Marketing agency Rapp Kuala Lumpur is said to be the agency behind controversial print election ads for a political party, the Malaysian Chinese Association (MCA). The MCA is part of Malaysia’s ruling coalition, Barisan Nasional (National Alliance), and is a majority share-holder in national English daily The Star, which has been running the print ads.

According to multiple sources who requested anonymity, the agency that created the ads is Rapp Kuala Lumpur. Campaign Asia-Pacific tried to reach out to Lim Wai Yee (COO at Rapp KL), via email and mobile, but no reply was received by press time.


Like The Star, Rapp KL links back to the MCA as it is part of the Foetus Group in Malaysia, which also includes Naga DDB, DDB International, Milk PR, Beyond Events, and Vizeum Media Services. Foetus Group’s executive chairman is Vincent Lee, who is also chairman of The Star.

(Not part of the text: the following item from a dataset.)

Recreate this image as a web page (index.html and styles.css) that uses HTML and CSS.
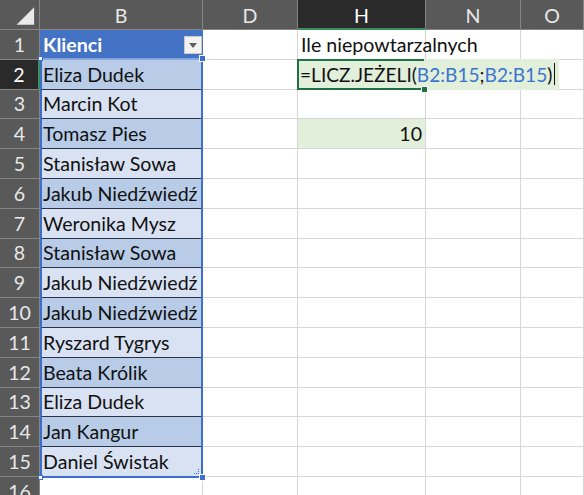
FILE: index.html
```html
<!DOCTYPE html>
<html lang="pl">
<head>
<meta charset="utf-8">
<title>Arkusz</title>
<link rel="stylesheet" href="styles.css">
</head>
<body>
<div class="sheet">
  <div class="grid">
    <div class="ch corner"><svg class="tri" width="40" height="30" viewBox="0 0 40 30"><polygon points="17,25 35,25 35,7" fill="#e9e9e9"/></svg></div>
    <div class="ch">B</div>
    <div class="ch">D</div>
    <div class="ch ch-sel">H</div>
    <div class="ch">N</div>
    <div class="ch">O</div>

    <div class="rh">1</div>
    <div class="c tbl-head">Klienci<span class="dd"><span class="dd-tri"></span></span></div>
    <div class="c"></div>
    <div class="c over">Ile niepowtarzalnych</div>
    <div class="c"></div>
    <div class="c"></div>

    <div class="rh rh-sel">2</div>
    <div class="c t dark">Eliza Dudek</div>
    <div class="c"></div>
    <div class="c edit-cell">
      <div class="editor">=LICZ.JEŻELI(<span class="ref">B2:B15</span>;<span class="ref">B2:B15</span>)<span class="caret"></span></div>
      <div class="active"><span class="fill"></span></div>
    </div>
    <div class="c"></div>
    <div class="c"></div>

    <div class="rh">3</div>
    <div class="c t light">Marcin Kot</div>
    <div class="c"></div><div class="c"></div><div class="c"></div><div class="c"></div>

    <div class="rh">4</div>
    <div class="c t dark">Tomasz Pies</div>
    <div class="c"></div>
    <div class="c num green">10</div>
    <div class="c"></div><div class="c"></div>

    <div class="rh">5</div>
    <div class="c t light">Stanisław Sowa</div>
    <div class="c"></div><div class="c"></div><div class="c"></div><div class="c"></div>

    <div class="rh">6</div>
    <div class="c t dark">Jakub Niedźwiedź</div>
    <div class="c"></div><div class="c"></div><div class="c"></div><div class="c"></div>

    <div class="rh">7</div>
    <div class="c t light">Weronika Mysz</div>
    <div class="c"></div><div class="c"></div><div class="c"></div><div class="c"></div>

    <div class="rh">8</div>
    <div class="c t dark">Stanisław Sowa</div>
    <div class="c"></div><div class="c"></div><div class="c"></div><div class="c"></div>

    <div class="rh">9</div>
    <div class="c t light">Jakub Niedźwiedź</div>
    <div class="c"></div><div class="c"></div><div class="c"></div><div class="c"></div>

    <div class="rh">10</div>
    <div class="c t dark">Jakub Niedźwiedź</div>
    <div class="c"></div><div class="c"></div><div class="c"></div><div class="c"></div>

    <div class="rh">11</div>
    <div class="c t light">Ryszard Tygrys</div>
    <div class="c"></div><div class="c"></div><div class="c"></div><div class="c"></div>

    <div class="rh">12</div>
    <div class="c t dark">Beata Królik</div>
    <div class="c"></div><div class="c"></div><div class="c"></div><div class="c"></div>

    <div class="rh">13</div>
    <div class="c t light">Eliza Dudek</div>
    <div class="c"></div><div class="c"></div><div class="c"></div><div class="c"></div>

    <div class="rh">14</div>
    <div class="c t dark">Jan Kangur</div>
    <div class="c"></div><div class="c"></div><div class="c"></div><div class="c"></div>

    <div class="rh">15</div>
    <div class="c t light last">Daniel Świstak</div>
    <div class="c"></div><div class="c"></div><div class="c"></div><div class="c"></div>

    <div class="rh">16</div>
    <div class="c"></div><div class="c"></div><div class="c"></div><div class="c"></div><div class="c"></div>
  </div>

  <div class="range">
    <span class="h h-tl"></span>
    <span class="h h-tr"></span>
    <span class="h h-bl"></span>
    <span class="h h-br"></span>
    <span class="resize"></span>
  </div>
</div>
</body>
</html>
```

FILE: styles.css
```css
html, body {
  margin: 0;
  padding: 0;
  background: #ffffff;
  overflow: hidden;
}

.sheet {
  position: relative;
  width: 584px;
  height: 495px;
  overflow: hidden;
  font-family: Lato, "Open Sans", sans-serif;
  font-size: 19.6px;
  color: #111111;
}

.grid {
  display: grid;
  grid-template-columns: 40px 163px 95px 128px 95px 63px;
  grid-template-rows: 30px repeat(16, 29.8px);
}

.ch {
  background: #595959;
  color: #e8e8e8;
  border-right: 1px solid #858585;
  border-bottom: 1px solid #858585;
  box-sizing: border-box;
  display: flex;
  align-items: center;
  justify-content: center;
  padding-top: 2px;
}

.corner {
  position: relative;
  padding: 0;
}

.tri {
  display: block;
}

.ch-sel {
  background: #2a2a2a;
  color: #ffffff;
  border-bottom: 2px solid #3c8f5a;
}

.rh {
  background: #595959;
  color: #e8e8e8;
  border-right: 1px solid #858585;
  border-bottom: 1px solid #858585;
  box-sizing: border-box;
  display: flex;
  align-items: center;
  justify-content: center;
}

.rh-sel {
  background: #2a2a2a;
  color: #ffffff;
  border-right: 2px solid #3c8f5a;
}

.c {
  border-right: 1px solid #d6d6d6;
  border-bottom: 1px solid #d6d6d6;
  box-sizing: border-box;
  display: flex;
  align-items: center;
  padding: 0 3px;
  white-space: nowrap;
  min-width: 0;
}

.over {
  overflow: visible;
  position: relative;
  z-index: 1;
}

.tbl-head {
  background: #4472c4;
  color: #ffffff;
  font-weight: bold;
  position: relative;
  border-right: none;
  border-bottom: 1px solid #8fa9dc;
}

.dd {
  position: absolute;
  right: 1px;
  top: 6px;
  width: 18px;
  height: 18px;
  box-sizing: border-box;
  background: #f3f3f3;
  border: 1px solid #c9c9c9;
  display: flex;
  align-items: center;
  justify-content: center;
}

.dd-tri {
  width: 0;
  height: 0;
  border-left: 4px solid transparent;
  border-right: 4px solid transparent;
  border-top: 5px solid #5e5e5e;
}

.t {
  border-right: none;
  border-bottom: 1px solid #2b3447;
}

.t.last {
  border-bottom: 1px solid #d6d6d6;
}

.dark {
  background: #b8cce8;
}

.light {
  background: #d9e2f3;
}

.num {
  justify-content: flex-end;
}

.green {
  background: #e2efda;
}

.edit-cell {
  position: relative;
  overflow: visible;
  z-index: 2;
  padding: 0;
}

.editor {
  position: absolute;
  left: -1px;
  top: -1px;
  bottom: -1px;
  width: 262px;
  background: #e2efda;
  display: flex;
  align-items: center;
  padding-left: 3px;
  box-sizing: border-box;
  color: #111111;
  font-size: 19.1px;
}

.ref {
  color: #3b74d0;
}

.caret {
  display: inline-block;
  flex: none;
  width: 1px;
  height: 22px;
  background: #111111;
  margin-left: 2px;
}

.active {
  position: absolute;
  left: -1px;
  top: -1px;
  bottom: -1px;
  right: 1px;
  border-top: 2px solid #1e7145;
  border-left: 2px solid #1e7145;
  border-bottom: 2px solid #1e7145;
}

.fill {
  position: absolute;
  right: -4px;
  bottom: -5px;
  width: 5px;
  height: 5px;
  background: #1e7145;
  border: 1px solid #ffffff;
}

.range {
  position: absolute;
  left: 40px;
  top: 58px;
  width: 163px;
  height: 420px;
  box-sizing: border-box;
  border: 2px solid #3c6fcd;
  border-top-color: #7fa2e0;
  border-top-width: 1px;
  pointer-events: none;
  z-index: 3;
}

.h {
  position: absolute;
  box-sizing: border-box;
}

.h-tl, .h-bl {
  width: 5px;
  height: 5px;
  background: #ffffff;
  border: 1px solid #3c6fcd;
}

.h-tl {
  left: -4px;
  top: -3px;
}

.h-bl {
  left: -4px;
  bottom: -4px;
}

.h-tr, .h-br {
  width: 7px;
  height: 7px;
  background: #3c6fcd;
  border: 1px solid #ffffff;
}

.h-tr {
  right: -5px;
  top: -4px;
}

.h-br {
  right: -5px;
  bottom: -5px;
}

.resize {
  position: absolute;
  right: 2px;
  bottom: 2px;
  width: 4px;
  height: 4px;
  border-right: 1px dotted #3c6fcd;
  border-bottom: 1px dotted #3c6fcd;
}
```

The ads have drawn the ire of Malaysia’s online community for the insinuations it makes about MCA’s rival, the Democratic Action Party (DAP) and its ties to the Pan-Malaysian Islamic Party (PAS). DAP decided to stand for election under the banner of PAS in Peninsular Malaysia after the Registrar of Societies announced on 18th April that it would no longer recognise DAP.

You Support PAS When You Support DAP General Election Ad
“You Support PAS When You Support DAP”

The ads not only remind Malaysians of this unexpected turn of events, but they have also been criticised for inciting Islamaphobia in Malaysia’s non-Muslim constituency by portraying PAS as an extremist Muslim organisation. The ads close with the slogan “A Vote for DAP is a vote for PAS” and urge Malaysians to vote for current PM Najib Razak, who represents the ruling coalition, and “stability and prosperity”.

One ad in particular, which ran Sunday, a day after nomination day, has been shared on Facebook more than 1,300 times with posters condemning the move as “childish”, “disgusting”, and “the act of scum”.

DAP PAS BN Political Ad General Election Ad

One industry veteran told Campaign Asia-Pacific that the agency which created the ad “crossed a line”, while another said that the ads were “not only annoying but people are furious”.

The Malaysian government dissolved the parliament earlier this month to pave way for the country’s 13th general election, which is said to be the toughest battle that the ruling coalition has ever had to face in its 56 years in power.